Per le società di persone e gli imprenditori individuali in contabilità ordinaria (l’agevolazione resta preclusa ai soggetti in contabilità semplificata o in regime forfetario), invece, la base ACE risulta dalla somma algebrica di due “blocchi” distinti:
– da una parte, la c.d. componente statica, rappresentata dalla differenza tra il patrimonio netto al 31 dicembre 2015 e il patrimonio netto al 31 dicembre 2010, entrambi assunti al lordo dei rispettivi utili d’esercizio;
– dall’altra parte, la c.d. componente dinamica, calcolata con le regole delle società di capitali (quindi, quale differenza tra incrementi per conferimenti dei soci e accantonamenti di utili a riserva e decrementi per distribuzioni ai soci), nell’arco temporale che va dal 2016 al 2019.

Per i soggetti IRPEF, peraltro, gli utili di esercizio sono computati per maturazione, e non all’atto dell’accantonamento come invece accade per le società di capitali, per cui l’utile del 2019 va già computato nella base ACE per il 2019.
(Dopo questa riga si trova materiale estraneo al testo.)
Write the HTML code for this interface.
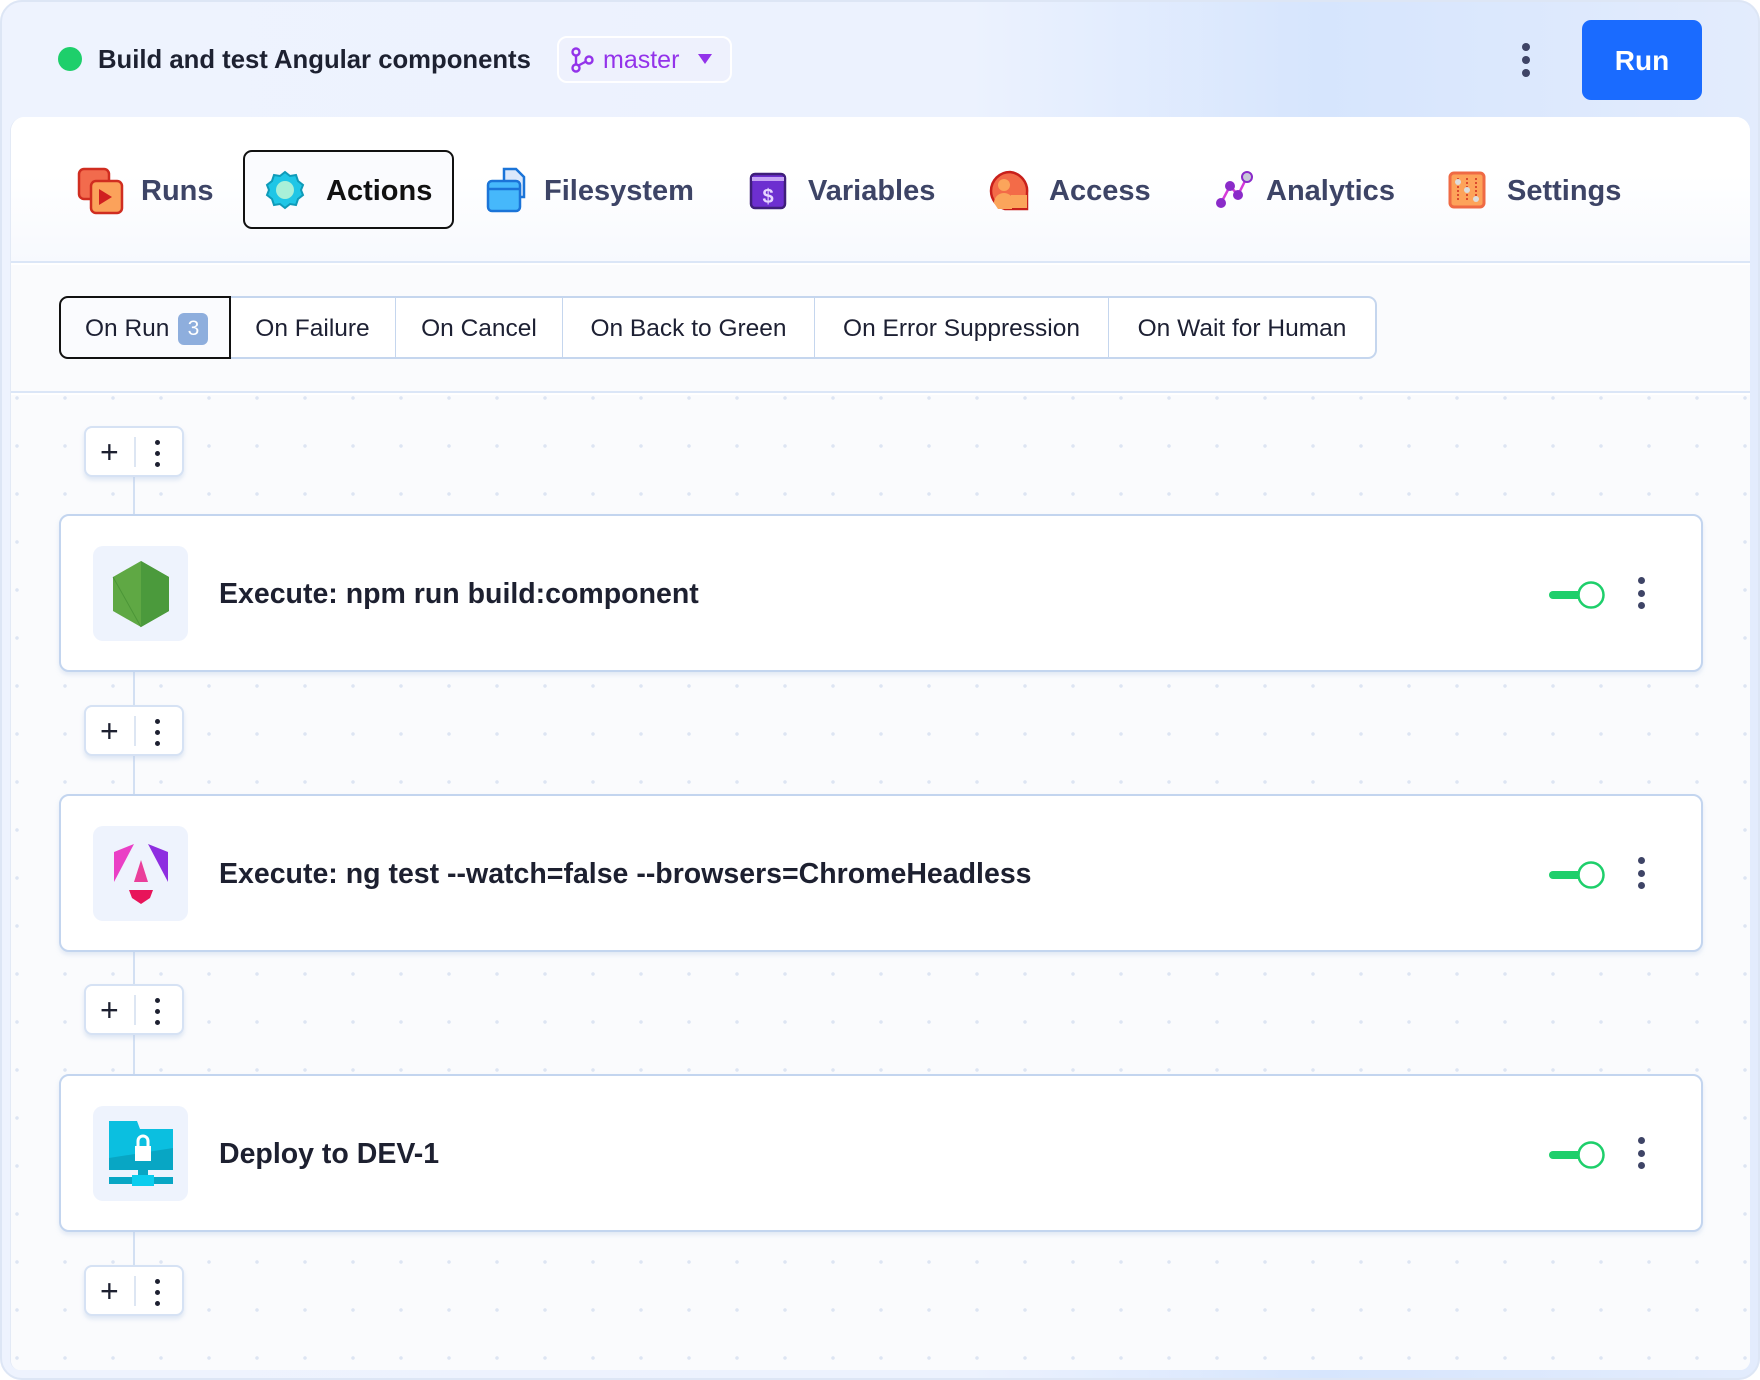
<!DOCTYPE html>
<html><head><meta charset="utf-8"><style>
*{box-sizing:border-box;margin:0;padding:0}
body{width:1760px;height:1380px;background:#fff;font-family:"Liberation Sans",sans-serif;position:relative;overflow:hidden}
.frame{position:absolute;left:0;top:0;width:1760px;height:1380px;border-radius:22px;background:linear-gradient(90deg,#eef3fe 0%,#ecf2fe 55%,#d6e5fd 75%,#e3ecfd 100%);overflow:hidden}
.fb{position:absolute;left:0;top:0;width:1760px;height:1380px;border-radius:22px;border:2px solid #dde6f5;pointer-events:none}
.abs{position:absolute}
.panel{position:absolute;left:10px;top:117px;width:1740px;height:1253px;background:#fff;border-radius:14px 14px 10px 10px;overflow:hidden;border-left:1px solid #e3eaf6}
.tabs{position:absolute;left:0;top:0;width:1740px;height:146px;background:linear-gradient(#fff 40%,#f7f9fe);border-bottom:2px solid #dbe6f7}
.tab{position:absolute;top:56px;height:36px;display:flex;align-items:center;font-size:29px;font-weight:600;color:#3d4466}
.sub{position:absolute;top:148px;left:0;width:1740px;height:128px;background:#fafbfd;border-bottom:2px solid #dbe6f7}
.seg{position:absolute;top:31px;height:63px;padding-top:2px;background:#fff;border:2px solid #c5d6ee;border-left:none;font-size:24.5px;color:#1d2033;display:flex;align-items:center;justify-content:center}
.canvas{position:absolute;top:278px;left:0;width:1740px;height:980px;background-color:#fafbfd;background-image:radial-gradient(circle,#dde5f3 1.6px,transparent 2px);background-size:48px 48px;background-position:-18px -21px}
.card{position:absolute;left:48px;width:1644px;height:158px;background:#fff;border:2px solid #c3d5ef;border-radius:10px;box-shadow:0 3px 4px rgba(180,200,230,.35)}
.ico{position:absolute;left:32px;top:30px;width:95px;height:95px;background:#eef3fd;border-radius:10px;display:flex;align-items:center;justify-content:center}
.ct{position:absolute;left:158px;top:62px;font-size:28.5px;font-weight:600;color:#1d2030}
.tog{position:absolute;left:1488px;top:64px}
.keb{position:absolute;left:1577px;top:61px;width:8px}
.keb i{display:block;width:7px;height:7px;border-radius:50%;background:#3e4466;margin-bottom:5.5px}
.add{position:absolute;left:73px;width:100px;height:51px;background:#fff;border:2px solid #d6e2f4;border-radius:8px;box-shadow:0 3px 4px rgba(180,200,230,.4)}
.add .pl{position:absolute;left:14px;top:8px;font-size:32px;color:#1d2030;line-height:32px}
.add .dv{position:absolute;left:48px;top:9px;width:2px;height:30px;background:#dde6f3}
.add .kb{position:absolute;left:69px;top:12px}
.add .kb i{display:block;width:5px;height:5px;border-radius:50%;background:#1d2030;margin-bottom:6px}
.vl{position:absolute;left:122px;width:2px;background:#d3e0f3}
</style></head><body>
<div class="frame">
 <div class="abs" style="left:58px;top:47px;width:24px;height:24px;border-radius:50%;background:#1ecf6b"></div>
 <div class="abs" style="left:98px;top:46px;font-size:25.7px;font-weight:600;color:#1d2131">Build and test Angular components</div>
 <div class="abs" style="left:557px;top:36px;width:175px;height:47px;border:2px solid #fff;border-radius:10px;background:#eef1fd"></div>
 <svg class="abs" style="left:570px;top:47px" width="26" height="26" viewBox="0 0 26 26" fill="none" stroke="#9333ea" stroke-width="2.4"><circle cx="6" cy="5" r="3.5"/><circle cx="6" cy="21" r="3.5"/><circle cx="19" cy="13" r="3.5"/><path d="M6 8.5v9M8.5 18.5 16 14.5"/></svg>
 <div class="abs" style="left:603px;top:46px;font-size:25px;color:#9333ea">master</div>
 <svg class="abs" style="left:697px;top:53px" width="16" height="12"><path d="M1 1h14L8 11z" fill="#9333ea"/></svg>
 <div class="abs" style="left:1522px;top:43px"><div style="width:8px;height:8px;border-radius:50%;background:#3e4466;margin-bottom:5px"></div><div style="width:8px;height:8px;border-radius:50%;background:#3e4466;margin-bottom:5px"></div><div style="width:8px;height:8px;border-radius:50%;background:#3e4466"></div></div>
 <div class="abs" style="left:1582px;top:20px;width:120px;height:80px;background:#1a6bff;border-radius:9px;color:#fff;font-size:28px;font-weight:600;display:flex;align-items:center;justify-content:center;padding-top:2px">Run</div>

 <div class="panel">
  <div class="tabs">
   <svg class="abs" style="left:66px;top:50px" width="48" height="48" viewBox="0 0 48 48"><rect x="2" y="2" width="30" height="30" rx="5" fill="#f26b4d" stroke="#d02d20" stroke-width="2.5"/><rect x="14" y="14" width="31" height="32" rx="5" fill="#fba25b" stroke="#d02d20" stroke-width="2.5"/><path d="M22 22v16l13-8z" fill="#d02020"/></svg>
   <div class="tab" style="left:130px">Runs</div>
   <div class="abs" style="left:232px;top:33px;width:211px;height:79px;border:2.5px solid #111;border-radius:9px;background:#fafbfe"></div>
   <svg class="abs" style="left:254px;top:53px" width="40" height="40" viewBox="0 0 40 40"><path d="M20 2l5 4 6-1 2 6 5 4-2 5 2 5-5 4-2 6-6-1-5 4-5-4-6 1-2-6-5-4 2-5-2-5 5-4 2-6 6 1z" fill="#1fc6e6" stroke="#0f9ab8" stroke-width="2"/><circle cx="20" cy="20" r="9" fill="#a8f0d8"/></svg>
   <div class="tab" style="left:315px;color:#111">Actions</div>
   <svg class="abs" style="left:475px;top:50px" width="40" height="46" viewBox="0 0 40 46"><path d="M18 2h12l8 8v20H18z" fill="#dbe8fb" stroke="#1b74d8" stroke-width="2.5"/><rect x="2" y="14" width="32" height="30" rx="4" fill="#46b8fb" stroke="#1b74d8" stroke-width="2.5"/><path d="M2 22h32" stroke="#1b74d8" stroke-width="2.5"/></svg>
   <div class="tab" style="left:533px">Filesystem</div>
   <svg class="abs" style="left:738px;top:55px" width="38" height="38" viewBox="0 0 38 38"><rect x="2" y="2" width="34" height="34" rx="4" fill="#6d2fd0" stroke="#3f1f7a" stroke-width="2.5"/><rect x="3" y="5" width="32" height="4" fill="#c7a4f5"/><text x="19" y="31" font-size="20" text-anchor="middle" fill="#e7d6ff" font-family="Liberation Sans" font-weight="bold">$</text></svg>
   <div class="tab" style="left:797px">Variables</div>
   <svg class="abs" style="left:977px;top:52px" width="44" height="44" viewBox="0 0 44 44"><path d="M22 3a19 19 0 0 0-19 19 19 19 0 0 0 14 18h22V24A19 19 0 0 0 22 3z" fill="#f36b48" stroke="#c8201b" stroke-width="2.5"/><circle cx="16" cy="16" r="6" fill="#fba55b"/><path d="M6 34a10 10 0 0 1 18-6v12H10z" fill="#fba55b"/><rect x="23" y="26" width="16" height="13" fill="#fba55b"/></svg>
   <div class="tab" style="left:1038px">Access</div>
   <svg class="abs" style="left:1204px;top:53px" width="40" height="40" viewBox="0 0 40 40"><path d="M6 33 L15 16 L23 25 L32 7" stroke="#d63ad9" stroke-width="2.5" fill="none"/><circle cx="6" cy="33" r="5" fill="#8a2bc9"/><circle cx="15" cy="16" r="5" fill="#8a2bc9"/><circle cx="23" cy="25" r="5" fill="#8a2bc9"/><circle cx="32" cy="7" r="5" fill="#c8c8d8" stroke="#8a2bc9" stroke-width="2"/></svg>
   <div class="tab" style="left:1255px">Analytics</div>
   <svg class="abs" style="left:1437px;top:54px" width="38" height="38" viewBox="0 0 38 38"><rect x="2" y="2" width="34" height="34" rx="4" fill="#fda35a" stroke="#ef6a44" stroke-width="3"/><path d="M10 7v24M19 7v24M28 7v24" stroke="#d02d20" stroke-width="1.5" stroke-dasharray="2 2"/><circle cx="10" cy="11" r="3" fill="#ddd"/><circle cx="19" cy="19" r="3" fill="#ddd"/><circle cx="28" cy="28" r="3" fill="#ddd"/></svg>
   <div class="tab" style="left:1496px">Settings</div>
  </div>
  <div class="sub">
   <div class="seg" style="left:219px;width:167px">On Failure</div>
   <div class="seg" style="left:385px;width:168px">On Cancel</div>
   <div class="seg" style="left:552px;width:253px">On Back to Green</div>
   <div class="seg" style="left:804px;width:295px">On Error Suppression</div>
   <div class="seg" style="left:1098px;width:268px;border-radius:0 9px 9px 0">On Wait for Human</div>
   <div class="seg" style="left:48px;width:172px;border:2.5px solid #111;border-radius:9px 0 0 9px;background:#fafbfe;justify-content:flex-start;padding-left:24px">On Run <span style="display:inline-block;margin-left:9px;width:30px;height:32px;border-radius:6px;background:#8eaedd;color:#fff;font-size:21px;text-align:center;line-height:32px">3</span></div>
  </div>
  <div class="canvas">
   <div class="vl" style="top:70px;height:850px"></div>
   <div class="add" style="top:31px"><span class="pl">+</span><span class="dv"></span><span class="kb"><i></i><i></i><i></i></span></div>
   <div class="add" style="top:310px"><span class="pl">+</span><span class="dv"></span><span class="kb"><i></i><i></i><i></i></span></div>
   <div class="add" style="top:589px"><span class="pl">+</span><span class="dv"></span><span class="kb"><i></i><i></i><i></i></span></div>
   <div class="add" style="top:870px"><span class="pl">+</span><span class="dv"></span><span class="kb"><i></i><i></i><i></i></span></div>

   <div class="card" style="top:119px">
    <div class="ico"><svg width="60" height="70" viewBox="0 0 60 70"><path d="M30 2 58 18v34L30 68 2 52V18z" fill="#5fa844"/><path d="M30 2 58 18v34L30 68z" fill="#4b9a3c"/><path d="M2 18l28 50" stroke="#3f8a30" stroke-width="1" opacity=".6"/></svg></div>
    <div class="ct">Execute: npm run build:component</div>
    <svg class="tog" width="60" height="30"><rect x="0" y="11" width="36" height="8" rx="4" fill="#1ecf6b"/><circle cx="42" cy="15" r="12.5" fill="#fff" stroke="#1ecf6b" stroke-width="2.5"/></svg>
    <div class="keb"><i></i><i></i><i></i></div>
   </div>
   <div class="card" style="top:399px">
    <div class="ico"><svg width="58" height="64" viewBox="0 0 58 64"><path d="M22 2 2 10v30z" fill="#ea3fc5"/><path d="M36 2 56 10v30z" fill="#8e2ee0"/><path d="M29 18 36 40H22z" fill="#ea3f9a"/><path d="M17 48h24l-3 8-9 6-9-6z" fill="#e8145a"/></svg></div>
    <div class="ct">Execute: ng test --watch=false --browsers=ChromeHeadless</div>
    <svg class="tog" width="60" height="30"><rect x="0" y="11" width="36" height="8" rx="4" fill="#1ecf6b"/><circle cx="42" cy="15" r="12.5" fill="#fff" stroke="#1ecf6b" stroke-width="2.5"/></svg>
    <div class="keb"><i></i><i></i><i></i></div>
   </div>
   <div class="card" style="top:679px">
    <div class="ico"><svg width="72" height="72" viewBox="0 0 72 72"><path d="M4 3h28l3 8h33v41H4z" fill="#0bbfe0"/><path d="M4 40 68 30v22H4z" fill="#08a6c4"/><rect x="30" y="28" width="16" height="15" fill="#fff"/><path d="M33 28v-5a5 5 0 0 1 10 0v5" stroke="#fff" stroke-width="3" fill="none"/><rect x="33" y="52" width="10" height="5" fill="#08a6c4"/><rect x="4" y="59" width="64" height="7" fill="#08a6c4"/><rect x="27" y="57" width="22" height="11" fill="#0bcdee"/></svg></div>
    <div class="ct">Deploy to DEV-1</div>
    <svg class="tog" width="60" height="30"><rect x="0" y="11" width="36" height="8" rx="4" fill="#1ecf6b"/><circle cx="42" cy="15" r="12.5" fill="#fff" stroke="#1ecf6b" stroke-width="2.5"/></svg>
    <div class="keb"><i></i><i></i><i></i></div>
   </div>
  </div>
 </div>
</div>
<div class="fb"></div>
</body></html>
Per tutti i soggetti d’imposta, nella base di calcolo dell’agevolazione per il 2019 non rileva l’eventuale saldo attivo costituito a fronte della rivalutazione dei beni d’impresa operata al 31 dicembre 2019 grazie alla riapertura stabilita dall’art. 1 commi 696 ss. della stessa L. 160/2019, avendo il saldo natura di riserva indisponibile ai fini dell’ACE. Un possibile effetto della rivalutazione è solo previsto ex post: l’Agenzia delle Entrate, nella circolare n. 21 del 3 giugno 2015 (§ 3.13), ha infatti chiarito che l’indisponibilità viene meno a seguito del realizzo dei beni rivalutati; per il 2019 questo effetto potrebbe però realizzarsi se ad essere ceduti sono beni rivalutati in ossequio a precedenti leggi di rivalutazione, sempre che la relativa riserva sia stata costituita dopo il 2010.